Smaller developers, who in 1988 built two in five new homes, contributed just one in 10 last year. The rules demand that banks reserve much more against building loans than is needed for mortgages (where there is genuine competition) so the smaller fry are unable to get finance at a price they can afford.
The delays and bizarre decisions in the labyrinthine planning process have also done for many of them, as viewers of Clarkson’s Farm might suspect. Theresa Villiers, a former Environment Secretary, does not even accept that there is a housing shortage, an attitude described by Cap-X’s Robert Colville as BANANAs – Build Absolutely Nothing Anywhere Near Anyone.
This is what the market effectively forces builders to do. Hence the proliferation of bleak estates, highly dependent on car transport, and with the mean little windows that comply with the 3-D jigsaw of planning, insulation and environmental constraints. This week a study by a think tank, the Centre for Cities, pointed out that Britain has a cumulative shortfall of over 4m (unbuilt) homes since the last war. It pins the blame firmly on the planning rules.
These have been massively expanded since the original 1947 Act, mostly by stealth as local planners have become progressively more prescriptive about what can and cannot be allowed. This is a salutary lesson for those advocating more local control over development – the main consequence would be a lot less of it.

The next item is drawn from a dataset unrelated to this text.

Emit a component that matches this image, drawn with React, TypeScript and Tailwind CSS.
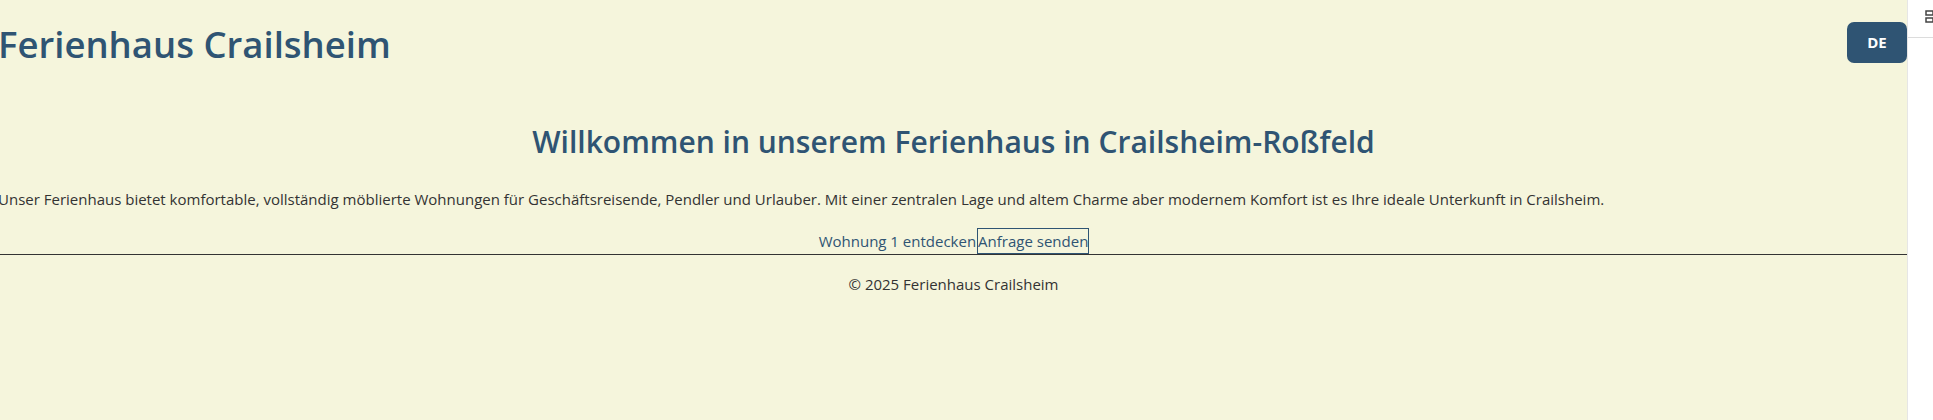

Old owner-occupiers already pull up the drawbridge against the young who want to join them, and such is geriatric voting power that no politician dare say that falling house prices would be a good thing. Unless and until the renters and wannabe home owners rise up at the ballot box, the government will rig the market to ensure that the prices never go down, and we shall all be poorer.
That’s inflation for you
How high is inflation? Measured on the Consumer Prices Index, it is down from its October peak, although at 10.1 in January, not very far down. Measured by the CPIH, which includes owner-occupiers costs, it is currently a slightly less gruesome 8.8 per cent. What of the Retail Prices Index, which for years was considered a kind of cost-of-living measure? The authorities would rather we forgot it. Scroll down quite a long way on the Office for National Statistics site, and the shocking answer appears. The latest measure of the RPI reveals inflation at a blistering 13.4 per cent.